Wat is er nodig?
Essentieel is een duidelijke visie van de politiek en ministerie van OCW op de rol van educatie in het realiseren van de gewenste duurzame toekomst, zoals ook benoemd in internationale netwerken als UNESCO en UNECE, waarin Nederland participeert.
Op dit moment is van een expliciete visie en beleid op dit gebied geen sprake. Ons onderwijs is de laatste vijftig jaar nauwelijks veranderd. De wettelijke leerdoelen voor PO en VO zijn sinds 2007 niet aangepast en, ondanks een veelbelovend proces binnen curriculum.nu, is het nog maar de vraag of dat de komende jaren substantieel zal gebeuren.
Het onderwijsdebat gaat vooral over achterstanden, salarissen en kansenongelijkheid. Dat zijn uiteraard belangrijke voorwaardelijke elementen, maar de primaire taak van het onderwijs is om scholieren en studenten voor te bereiden op de samenleving en de vraagstukken van de toekomst. Naast de vraag van ‘wat’ en ‘hoe’ is juist de vraag naar het ‘waartoe’ essentieel.
Van de overheid verwachten we een stimulerende en faciliterende rol op het gebied van duurzaamheidsonderwijs. Van de educatieve sector verwachten we het inbedden van duurzaamheid in beleid en integrale programma’s, met meer ruimte voor de docent om vakoverstijgend op de actualiteit in te spelen in dialoog met de eigen omgeving.
Lees meer
Met name willen we inzetten op de volgende punten:
Politiek
- Een centrale regiefunctie van de Rijksoverheid, om het proces van duurzaamheidseducatie in te richten, te coördineren, te faciliteren en te borgen.
- Jongeren ook zelf op elk beslissingsniveau actief en structureel te betrekken bij de invulling van beleid rondom hun onderwijs.
- Richten van onderwijsgelden om te zorgen dat duurzame onderwijsontwikkeling inderdaad op de werkvloer geïnvesteerd wordt.
- Een stimuleringsfonds voor duurzaamheidseducatie, o.a. voor het opschalen van huidige pilots en initiatieven en begeleiding van pilotscholen voor onderwijs in duurzame ontwikkeling.
- Het opzetten van een programma voor Duurzame Scholen, om scholen te helpen duurzame ontwikkeling een plaats te geven in beleid en uitvoering vanuit een Whole School Approach.
- Heldere kwaliteitseisen voor duurzaamheidseducatie, vastgelegd in eindtermen, exameneisen en kwalificatiedossiers, en een actieve rol van de onderwijsinspectie om deze te verifiëren.

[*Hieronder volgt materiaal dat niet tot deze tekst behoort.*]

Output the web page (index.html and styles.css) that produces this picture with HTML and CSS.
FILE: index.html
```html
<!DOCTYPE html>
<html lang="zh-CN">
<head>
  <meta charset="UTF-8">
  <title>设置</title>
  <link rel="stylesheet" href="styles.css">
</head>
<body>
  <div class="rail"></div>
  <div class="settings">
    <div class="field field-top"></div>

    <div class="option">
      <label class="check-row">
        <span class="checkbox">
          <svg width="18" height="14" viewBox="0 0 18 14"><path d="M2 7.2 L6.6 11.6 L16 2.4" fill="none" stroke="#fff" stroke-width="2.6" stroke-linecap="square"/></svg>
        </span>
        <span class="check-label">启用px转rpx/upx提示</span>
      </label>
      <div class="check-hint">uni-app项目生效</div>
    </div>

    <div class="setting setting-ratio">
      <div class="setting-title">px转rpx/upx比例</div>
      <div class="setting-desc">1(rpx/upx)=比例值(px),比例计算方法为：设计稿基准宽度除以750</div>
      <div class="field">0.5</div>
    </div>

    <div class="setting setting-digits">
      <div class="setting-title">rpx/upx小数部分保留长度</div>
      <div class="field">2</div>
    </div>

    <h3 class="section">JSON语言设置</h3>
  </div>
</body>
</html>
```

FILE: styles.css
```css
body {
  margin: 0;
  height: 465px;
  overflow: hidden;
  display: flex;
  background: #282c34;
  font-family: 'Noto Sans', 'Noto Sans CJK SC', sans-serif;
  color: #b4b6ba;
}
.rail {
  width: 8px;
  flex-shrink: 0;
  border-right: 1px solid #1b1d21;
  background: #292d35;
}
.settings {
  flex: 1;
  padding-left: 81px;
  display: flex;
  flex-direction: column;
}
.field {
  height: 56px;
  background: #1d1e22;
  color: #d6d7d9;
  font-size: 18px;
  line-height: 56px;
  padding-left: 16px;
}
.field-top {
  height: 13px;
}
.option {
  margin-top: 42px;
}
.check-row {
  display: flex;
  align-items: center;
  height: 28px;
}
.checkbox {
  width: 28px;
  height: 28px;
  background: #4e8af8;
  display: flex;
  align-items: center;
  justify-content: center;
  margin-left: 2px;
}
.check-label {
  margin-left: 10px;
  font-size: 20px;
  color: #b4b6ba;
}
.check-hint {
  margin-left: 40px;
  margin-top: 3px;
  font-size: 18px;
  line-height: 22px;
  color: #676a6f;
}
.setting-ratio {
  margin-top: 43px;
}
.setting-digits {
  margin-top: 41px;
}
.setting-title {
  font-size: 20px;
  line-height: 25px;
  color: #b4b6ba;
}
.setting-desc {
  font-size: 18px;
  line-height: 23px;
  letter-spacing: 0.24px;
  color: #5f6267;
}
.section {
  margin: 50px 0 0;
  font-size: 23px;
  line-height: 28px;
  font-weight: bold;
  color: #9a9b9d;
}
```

Daarbij kan gebruik gemaakt worden van een benchmark zoals de Sustainabul, AISHE of andere instrumenten. Dit sluit aan bij het doel van SDG4: Quality Education.
Educatieve sector
- Centraal stellen van duurzame leerdoelen in de nieuwe leerdoelen voor het po en vo en in de kwalificatiedossiers van het mbo. De SDG’s geven hiervoor een goed raamwerk;
- Het vertalen van deze doelstellingen in specifieke leerinhoud, projecten etc
- Het bijbrengen van 21e-eeuwse vaardigheden als samenwerken, kritisch denken, creativiteit en ondernemendheid
- Meer ruimte voor integraal onderwijs volgens de Whole School Approach: vakoverstijgend, leerjaaroverstijgend, in doorlopende leerlijnen.
- Het verduurzamen van eigen gebouw en bedrijfsvoering van elke onderwijsinstelling
- Meer contact met de omgeving van de school: ouders, gemeente, bedrijven en maatschappelijke organisaties, om aan te haken bij actuele vraagstukken op het gebied van duurzaamheid en ecologische stabiliteit. Daarbij kan de school ondersteund worden bij haar maatschappelijke opgave: it takes a village to raise a child.

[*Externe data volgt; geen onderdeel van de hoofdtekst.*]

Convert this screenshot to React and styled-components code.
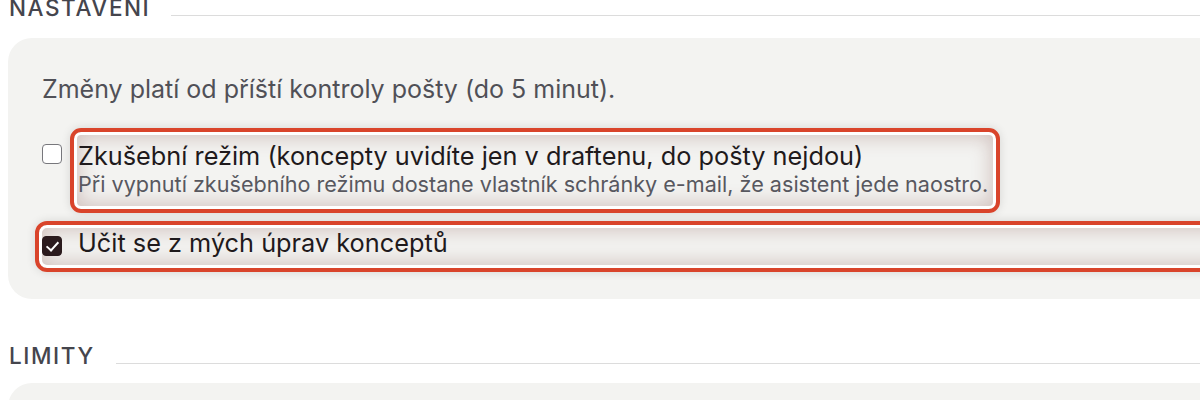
import styled, { createGlobalStyle } from "styled-components";

const COLOR = {
  card: "#f3f3f1",
  rule: "#dcdcdc",
  heading: "#45454d",
  muted: "#505057",
  text: "#1f1a1c",
  hint: "#58585f",
  mark: "#d9442b",
  checked: "#2b1b1e",
};

const GlobalStyle = createGlobalStyle`
  body {
    margin: 0;
    background: #fff;
    overflow: hidden;
    font-family: Inter, "Noto Sans", "DejaVu Sans", sans-serif;
  }
`;

const Page = styled.div`
  width: 1400px;
  padding-left: 8px;
  margin-top: -6px;
`;

const SectionHeader = styled.div`
  display: flex;
  align-items: flex-end;
  gap: 21px;
  margin: ${({ first }) => (first ? "0 0 16px" : "43px 0 13px")};
  padding-left: 1px;

  > h2 {
    margin: 0;
    font-size: 22.5px;
    line-height: 28px;
    font-weight: 500;
    letter-spacing: 0.07em;
    text-transform: uppercase;
    color: ${COLOR.heading};
  }
  > span {
    flex: 1;
    height: 1.5px;
    margin-bottom: 6px;
    background: ${COLOR.rule};
  }
`;

const Card = styled.div`
  background: ${COLOR.card};
  border-radius: 24px;
  padding: ${({ empty }) => (empty ? "40px 34px" : "34px 34px 27px")};
`;

const Note = styled.p`
  margin: 0 0 21px;
  font-size: 25px;
  line-height: 35px;
  color: ${COLOR.muted};
`;

const Row = styled.label`
  display: flex;
  align-items: flex-start;
  gap: ${({ wide }) => (wide ? "16px" : "8px")};
`;

const Mark = styled.div`
  border: 4px solid ${COLOR.mark};
  border-radius: 11px;
  box-shadow:
    inset 0 0 0 3px #fff,
    inset 0 0 18px 6px rgba(125, 70, 60, 0.26),
    0 0 10px rgba(0, 0, 0, 0.12);
`;

const OptionMark = styled(Mark)`
  padding: 9px 8px 12px 4px;
`;

const RowMark = styled(Mark)`
  margin: 8px -7px 0;
  padding: 3px 3px 10px;
  border-radius: 12px 0 0 12px;
`;

const Box = styled.span`
  flex: none;
  position: relative;
  width: 20px;
  height: 20px;
  box-sizing: border-box;
  margin-top: ${({ offset }) => offset || 0}px;
  border-radius: 4px;
  border: 1.5px solid ${({ checked }) => (checked ? COLOR.checked : "#77777c")};
  background: ${({ checked }) => (checked ? COLOR.checked : "#fff")};

  &::after {
    content: "";
    display: ${({ checked }) => (checked ? "block" : "none")};
    position: absolute;
    left: 5.5px;
    top: 1.5px;
    width: 5px;
    height: 10px;
    border: solid #fff;
    border-width: 0 2.5px 2.5px 0;
    transform: rotate(42deg);
  }
`;

const Label = styled.div`
  font-size: 25.3px;
  line-height: 30px;
  color: ${COLOR.text};
`;

const Hint = styled.div`
  font-size: 21.6px;
  line-height: 26px;
  color: ${COLOR.hint};
`;

const Checkbox = ({ checked, offset }) => (
  <Box checked={checked} offset={offset} role="checkbox" aria-checked={checked} />
);

export default function App() {
  return (
    <>
      <GlobalStyle />
      <Page>
        <SectionHeader first>
          <h2>Nastavení</h2>
          <span />
        </SectionHeader>
        <Card>
          <Note>Změny platí od příští kontroly pošty (do 5 minut).</Note>
          <Row>
            <Checkbox offset={16} />
            <OptionMark>
              <Label>Zkušební režim (koncepty uvidíte jen v draftenu, do pošty nejdou)</Label>
              <Hint>Při vypnutí zkušebního režimu dostane vlastník schránky e-mail, že asistent jede naostro.</Hint>
            </OptionMark>
          </Row>
          <RowMark>
            <Row wide>
              <Checkbox checked offset={8} />
              <Label>Učit se z mých úprav konceptů</Label>
            </Row>
          </RowMark>
        </Card>
        <SectionHeader>
          <h2>Limity</h2>
          <span />
        </SectionHeader>
        <Card empty />
      </Page>
    </>
  );
}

- Meer aandacht voor de individuele kwaliteiten en interesses van leerlingen in leerlinggericht onderwijs, zodat zij ontdekken aan welke vraagstukken zij in de toekomst de meest zinvolle bijdrage kunnen leveren.
- Minder bureaucratie en meer ruimte voor (en vertrouwen in) docenten om invulling te geven aan het lesprogramma en hun expertise, lesinhoud en didactiek doorlopend te actualiseren en te benutten.